Le sentenze della Corte di Strasburgo citate nel decreto escludevano dal campo di applicazione dell’art. 6, par. 1, della Convenzione europea dei diritti dell’uomo “le controversie sollevate da funzionari pubblici i cui compiti caratterizzano le attività specifiche del servizio pubblico, nella misura in cui questi agiscono come depositari dell’autorità pubblica responsabile per la tutela degli interessi generali dello Stato o altri enti pubblici. Un esempio evidente di tali attività è fornito dalle forze armate e la polizia.” (così testualmente il par. 66 della sentenza Pellegrin c. Francia). Si afferma invece nella sentenza Vilho Eskelinen e altri c. Finlandia sopra citata che la stretta applicazione dei criteri che precedono può portare al risultato anomalo di escludere l’applicazione della Convenzione a persone la cui posizione non differisce da quella di qualsiasi altro ricorrente, che abbia una qualsiasi disputa salariale non caratterizzata dallo “speciale legale rapporto di fiducia e lealtà” con lo Stato datore di lavoro, per cui deve presumersi l’applicabilità dell’art. 6 più volte richiamato anche alle cause dei dipendenti pubblici, salvo che il governo convenuto non provi che il diritto interno espressamente esclude l’accesso alla giurisdizione nei casi di specie e che tale esclusione sia oggettivamente giustificata dall’interesse dello Stato (nello stesso senso Corte europea dei diritti dell’uomo, 2A sezione, Silvestri c. Italia, 9 settembre 2009, ric. n. 16881/92, par. 46-48).

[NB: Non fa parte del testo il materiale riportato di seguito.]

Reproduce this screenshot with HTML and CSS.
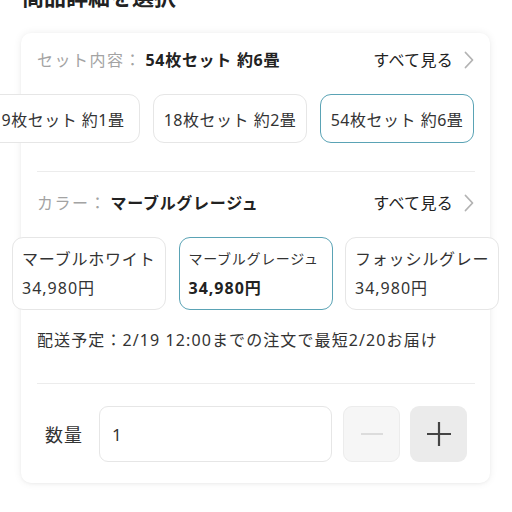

In conclusione, il T. era legittimato a chiedere l’applicazione dell’art. 6 della Convenzione europea dei diritti dell’uomo e quindi il decreto impugnato deve essere cassato per la dedotta violazione di legge. Data la esplicita richiesta del ricorrente non contrastata dal resistente, nel caso può applicarsi l’art. 384 c.p.c., in quanto la violazione delle norme di diritto emerge chiara e i fatti a base della domanda non sono contestati, per cui sugli stessi non sono necessari altri accertamenti. La Corte deve quindi cassare il decreto impugnato e in ragione della durata del processo ancora pendente in primo grado alla data della domanda (1 ottobre 2008) e iniziato il 26 aprile 2000, può rilevare che il processo presupposto è durato complessivamente anni otto, mesi cinque e giorni cinque.

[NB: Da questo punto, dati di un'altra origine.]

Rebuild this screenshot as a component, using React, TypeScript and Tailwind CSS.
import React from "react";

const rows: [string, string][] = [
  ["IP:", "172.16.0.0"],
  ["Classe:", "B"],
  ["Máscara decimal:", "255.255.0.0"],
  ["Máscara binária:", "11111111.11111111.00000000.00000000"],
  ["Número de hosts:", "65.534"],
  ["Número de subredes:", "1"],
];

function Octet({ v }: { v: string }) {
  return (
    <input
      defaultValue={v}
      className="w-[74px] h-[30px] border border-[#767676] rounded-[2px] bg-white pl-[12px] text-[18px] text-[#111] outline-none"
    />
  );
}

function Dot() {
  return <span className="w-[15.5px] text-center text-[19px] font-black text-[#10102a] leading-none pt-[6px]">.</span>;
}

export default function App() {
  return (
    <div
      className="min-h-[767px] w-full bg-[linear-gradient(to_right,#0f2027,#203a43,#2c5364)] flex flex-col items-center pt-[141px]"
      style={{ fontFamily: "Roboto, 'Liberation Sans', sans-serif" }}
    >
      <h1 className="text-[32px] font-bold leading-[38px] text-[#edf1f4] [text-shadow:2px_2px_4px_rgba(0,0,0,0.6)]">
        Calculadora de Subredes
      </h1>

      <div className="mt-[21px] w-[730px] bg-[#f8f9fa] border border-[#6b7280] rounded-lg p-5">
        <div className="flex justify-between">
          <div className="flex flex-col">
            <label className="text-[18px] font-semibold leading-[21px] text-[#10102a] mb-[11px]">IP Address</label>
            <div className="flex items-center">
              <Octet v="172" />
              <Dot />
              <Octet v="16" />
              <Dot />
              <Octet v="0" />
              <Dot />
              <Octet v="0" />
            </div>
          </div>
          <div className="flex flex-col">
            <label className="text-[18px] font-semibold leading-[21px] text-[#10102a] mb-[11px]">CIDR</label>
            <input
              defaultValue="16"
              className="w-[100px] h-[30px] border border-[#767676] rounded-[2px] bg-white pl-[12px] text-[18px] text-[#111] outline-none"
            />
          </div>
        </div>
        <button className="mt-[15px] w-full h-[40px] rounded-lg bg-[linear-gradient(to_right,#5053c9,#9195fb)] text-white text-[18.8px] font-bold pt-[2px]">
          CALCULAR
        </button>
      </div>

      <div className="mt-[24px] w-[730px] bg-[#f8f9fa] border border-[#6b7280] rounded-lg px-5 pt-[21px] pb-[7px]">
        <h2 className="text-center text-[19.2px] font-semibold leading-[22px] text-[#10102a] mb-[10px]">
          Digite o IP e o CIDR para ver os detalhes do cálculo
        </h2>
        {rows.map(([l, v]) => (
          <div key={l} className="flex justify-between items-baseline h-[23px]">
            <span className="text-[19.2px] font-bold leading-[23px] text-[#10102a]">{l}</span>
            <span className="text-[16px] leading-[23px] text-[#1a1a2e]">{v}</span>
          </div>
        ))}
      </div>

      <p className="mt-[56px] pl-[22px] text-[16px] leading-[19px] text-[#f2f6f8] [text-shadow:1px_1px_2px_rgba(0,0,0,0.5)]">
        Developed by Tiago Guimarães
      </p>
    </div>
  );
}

In base ai principi affermati dalla Corte di Strasburgo ogni processo non può avere in primo grado una durata maggiore di anni tre e sono presumibilmente ingiustificati i residui anni cinque, mesi cinque e giorni cinque. In base ai precedenti di questa Corte che si conforma ai principi enunciati per la liquidazione dell’indennizzo dalla Corte europea dei diritti dell’uomo, per i danni non patrimoniali subiti dal T. per effetto della irragionevole durata del processo presupposto, competono, per i primi tre anni, Euro 750,00 all’anno e per i residui due anni e cinque mesi e giorni cinque spettano Euro 1.000,00 all’anno e complessivamente Euro 4.681,00 (Euro 2.250,00 per i primi tre anni ed Euro 2.431,00 per i residui due anni, cinque mesi e cinque giorni), oltre agli interessi dalla data della domanda al saldo.

Per la soccombenza, le spese dell’intero giudizio devono porsi a carico del Ministero resistente e si liquidano come in dispositivo.

P.Q.M.

La Corte accoglie il ricorso nei sensi di cui in motivazione e cassa il decreto impugnato; decidendo la causa nel merito, ai sensi dell’art. 384 c.p.c., condanna il Ministero dell’Economia e delle Finanze a pagare al ricorrente Euro 4.431,00 (quattromilaquattrocentotrentuno/00) con gli interessi dal 1 ottobre 2008 al saldo e le spese del processo, che determina, per la causa di merito, in Euro 1.028,00 (milleventotto/00), di cui Euro 600,00 (seicento/00) per onorari, Euro 378,00 (trecentosettantotto/00) per diritti ed Euro 50,00 (cinquanta/00) per spese e, per quello di cassazione, in Euro 750,00 (settecentocinquanta/00), di cui Euro 50,00 (cinquanta/00) per esborsi, oltre alle spese generali e agli accessori di legge per entrambi i gradi.

Manda alla Cancelleria per gli adempimenti di cui alla L. 24 marzo 2001, n. 89, art. 5.

Così deciso in Roma, nella camera di consiglio della 1A sezione civile della Corte suprema di Cassazione, il 15 dicembre 2011.